-------- DATA

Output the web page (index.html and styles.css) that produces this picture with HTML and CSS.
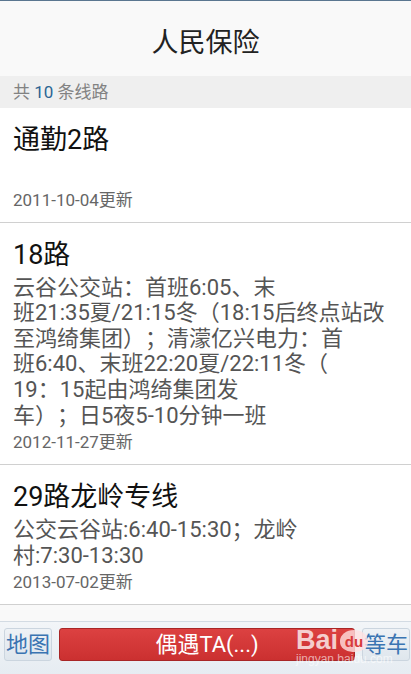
FILE: index.html
```html
<!DOCTYPE html>
<html lang="zh-CN">
<head>
    <meta charset="UTF-8">
    <meta name="viewport" content="width=device-width, initial-scale=1.0">
    <title>人民保险</title>
    <link rel="stylesheet" href="styles.css">
</head>
<body>
    <div class="screen">
        <div class="header">人民保险</div>

        <div class="count-bar">共 <span class="count">10</span> 条线路</div>

        <!-- Route list -->
        <div class="route-list">
            <div class="route">
                <div class="route-name">通勤2路</div>
                <div class="route-desc"></div>
                <div class="route-date">2011-10-04更新</div>
            </div>
            <div class="route">
                <div class="route-name">18路</div>
                <div class="route-desc">云谷公交站：首班6:05、末<br>班21:35夏/21:15冬（18:15后终点站改<br>至鸿绮集团）；清濛亿兴电力：首<br>班6:40、末班22:20夏/22:11冬（<br>19：15起由鸿绮集团发<br>车）；日5夜5-10分钟一班</div>
                <div class="route-date">2012-11-27更新</div>
            </div>
            <div class="route">
                <div class="route-name">29路龙岭专线</div>
                <div class="route-desc">公交云谷站:6:40-15:30；龙岭<br>村:7:30-13:30</div>
                <div class="route-date">2013-07-02更新</div>
            </div>
        </div>

        <!-- Bottom toolbar -->
        <div class="toolbar">
            <div class="side-btn">地图</div>
            <div class="main-btn">偶遇TA(...)</div>
            <div class="side-btn">等车</div>
        </div>

        <!-- watermark -->
        <div class="watermark">
            <div class="wm-logo">Bai<span class="wm-paw">du</span></div>
            <div class="wm-url">jingyan.baidu.com</div>
        </div>
    </div>
</body>
</html>
```

FILE: styles.css
```css
html, body {
    margin: 0;
    padding: 0;
}
body {
    font-family: Roboto, "Noto Sans CJK SC", sans-serif;
    background-color: #fafafa;
    color: #222;
}
.screen {
    position: relative;
    height: 674px;
    display: flex;
    flex-direction: column;
    overflow: hidden;
}
.header {
    height: 76px;
    box-sizing: border-box;
    border-top: 1px solid #5a7690;
    padding-top: 9px;
    line-height: 66px;
    background-color: #f9f9f9;
    text-align: center;
    font-size: 27px;
    color: #222;
}
.count-bar {
    height: 32px;
    line-height: 32px;
    padding-left: 13px;
    background-color: #efefef;
    font-size: 17px;
    color: #828282;
}
.count {
    color: #2b6593;
}
.route-list {
    flex: 1;
    overflow: hidden;
    background-color: #f9f9f9;
}
.route {
    padding: 16px 13px 11px;
    border-bottom: 1px solid #d0d0d0;
    background-color: #fff;
}
.route-name {
    font-size: 27px;
    line-height: 32px;
    color: #111;
}
.route-desc {
    margin-top: 4px;
    min-height: 25.6px;
    font-family: Roboto, "Noto Sans CJK TC", sans-serif;
    font-size: 22px;
    line-height: 25.6px;
    color: #555;
    white-space: nowrap;
    text-spacing-trim: space-all;
}
.route-date {
    margin-top: 3px;
    font-size: 17px;
    line-height: 22px;
    color: #666;
}
.toolbar {
    height: 53px;
    box-sizing: border-box;
    border-top: 1px solid #d3dbe3;
    padding: 6px 1px 0 4px;
    display: flex;
    gap: 7px;
    background: linear-gradient(#f2f5f8, #e6ecf2);
}
.side-btn {
    width: 48px;
    height: 33px;
    box-sizing: border-box;
    border: 1px solid #cbd5df;
    border-radius: 3px;
    background: linear-gradient(#eef2f6, #dfe6ed);
    color: #3a74b2;
    font-size: 22px;
    line-height: 31px;
    text-align: center;
}
.main-btn {
    flex: 1;
    height: 33px;
    box-sizing: border-box;
    border: 1px solid #a82626;
    border-radius: 3px;
    background: linear-gradient(#dc4141, #cb3030);
    color: #fff;
    font-size: 22px;
    line-height: 31px;
    text-align: center;
}
.watermark {
    position: absolute;
    left: 296px;
    top: 624px;
    color: rgba(255, 255, 255, 0.75);
    font-family: "Liberation Sans", Arial, sans-serif;
    pointer-events: none;
}
.wm-logo {
    font-size: 27px;
    font-weight: bold;
    line-height: 32px;
    white-space: nowrap;
}
.wm-paw {
    display: inline-block;
    width: 28px;
    height: 22px;
    margin-left: 2px;
    border-radius: 50% 50% 45% 45%;
    background-color: rgba(255, 225, 225, 0.8);
    color: #d83a3a;
    font-size: 15px;
    line-height: 24px;
    text-align: center;
    vertical-align: 2px;
}
.wm-url {
    font-size: 12px;
    line-height: 13px;
    margin-top: -3px;
    color: rgba(255, 255, 255, 0.6);
}
```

----------------

(TASK INSTRUCTIONS):
Make an exact copy of the listing above. Do not include the pictures.

(EXPECTED OUTPUT):
Output the web page (index.html and styles.css) that produces this picture with HTML and CSS.
FILE: index.html
```html
<!DOCTYPE html>
<html lang="zh-CN">
<head>
    <meta charset="UTF-8">
    <meta name="viewport" content="width=device-width, initial-scale=1.0">
    <title>人民保险</title>
    <link rel="stylesheet" href="styles.css">
</head>
<body>
    <div class="screen">
        <div class="header">人民保险</div>

        <div class="count-bar">共 <span class="count">10</span> 条线路</div>

        <!-- Route list -->
        <div class="route-list">
            <div class="route">
                <div class="route-name">通勤2路</div>
                <div class="route-desc"></div>
                <div class="route-date">2011-10-04更新</div>
            </div>
            <div class="route">
                <div class="route-name">18路</div>
                <div class="route-desc">云谷公交站：首班6:05、末<br>班21:35夏/21:15冬（18:15后终点站改<br>至鸿绮集团）；清濛亿兴电力：首<br>班6:40、末班22:20夏/22:11冬（<br>19：15起由鸿绮集团发<br>车）；日5夜5-10分钟一班</div>
                <div class="route-date">2012-11-27更新</div>
            </div>
            <div class="route">
                <div class="route-name">29路龙岭专线</div>
                <div class="route-desc">公交云谷站:6:40-15:30；龙岭<br>村:7:30-13:30</div>
                <div class="route-date">2013-07-02更新</div>
            </div>
        </div>

        <!-- Bottom toolbar -->
        <div class="toolbar">
            <div class="side-btn">地图</div>
            <div class="main-btn">偶遇TA(...)</div>
            <div class="side-btn">等车</div>
        </div>

        <!-- watermark -->
        <div class="watermark">
            <div class="wm-logo">Bai<span class="wm-paw">du</span></div>
            <div class="wm-url">jingyan.baidu.com</div>
        </div>
    </div>
</body>
</html>
```

FILE: styles.css
```css
html, body {
    margin: 0;
    padding: 0;
}
body {
    font-family: Roboto, "Noto Sans CJK SC", sans-serif;
    background-color: #fafafa;
    color: #222;
}
.screen {
    position: relative;
    height: 674px;
    display: flex;
    flex-direction: column;
    overflow: hidden;
}
.header {
    height: 76px;
    box-sizing: border-box;
    border-top: 1px solid #5a7690;
    padding-top: 9px;
    line-height: 66px;
    background-color: #f9f9f9;
    text-align: center;
    font-size: 27px;
    color: #222;
}
.count-bar {
    height: 32px;
    line-height: 32px;
    padding-left: 13px;
    background-color: #efefef;
    font-size: 17px;
    color: #828282;
}
.count {
    color: #2b6593;
}
.route-list {
    flex: 1;
    overflow: hidden;
    background-color: #f9f9f9;
}
.route {
    padding: 16px 13px 11px;
    border-bottom: 1px solid #d0d0d0;
    background-color: #fff;
}
.route-name {
    font-size: 27px;
    line-height: 32px;
    color: #111;
}
.route-desc {
    margin-top: 4px;
    min-height: 25.6px;
    font-family: Roboto, "Noto Sans CJK TC", sans-serif;
    font-size: 22px;
    line-height: 25.6px;
    color: #555;
    white-space: nowrap;
    text-spacing-trim: space-all;
}
.route-date {
    margin-top: 3px;
    font-size: 17px;
    line-height: 22px;
    color: #666;
}
.toolbar {
    height: 53px;
    box-sizing: border-box;
    border-top: 1px solid #d3dbe3;
    padding: 6px 1px 0 4px;
    display: flex;
    gap: 7px;
    background: linear-gradient(#f2f5f8, #e6ecf2);
}
.side-btn {
    width: 48px;
    height: 33px;
    box-sizing: border-box;
    border: 1px solid #cbd5df;
    border-radius: 3px;
    background: linear-gradient(#eef2f6, #dfe6ed);
    color: #3a74b2;
    font-size: 22px;
    line-height: 31px;
    text-align: center;
}
.main-btn {
    flex: 1;
    height: 33px;
    box-sizing: border-box;
    border: 1px solid #a82626;
    border-radius: 3px;
    background: linear-gradient(#dc4141, #cb3030);
    color: #fff;
    font-size: 22px;
    line-height: 31px;
    text-align: center;
}
.watermark {
    position: absolute;
    left: 296px;
    top: 624px;
    color: rgba(255, 255, 255, 0.75);
    font-family: "Liberation Sans", Arial, sans-serif;
    pointer-events: none;
}
.wm-logo {
    font-size: 27px;
    font-weight: bold;
    line-height: 32px;
    white-space: nowrap;
}
.wm-paw {
    display: inline-block;
    width: 28px;
    height: 22px;
    margin-left: 2px;
    border-radius: 50% 50% 45% 45%;
    background-color: rgba(255, 225, 225, 0.8);
    color: #d83a3a;
    font-size: 15px;
    line-height: 24px;
    text-align: center;
    vertical-align: 2px;
}
.wm-url {
    font-size: 12px;
    line-height: 13px;
    margin-top: -3px;
    color: rgba(255, 255, 255, 0.6);
}
```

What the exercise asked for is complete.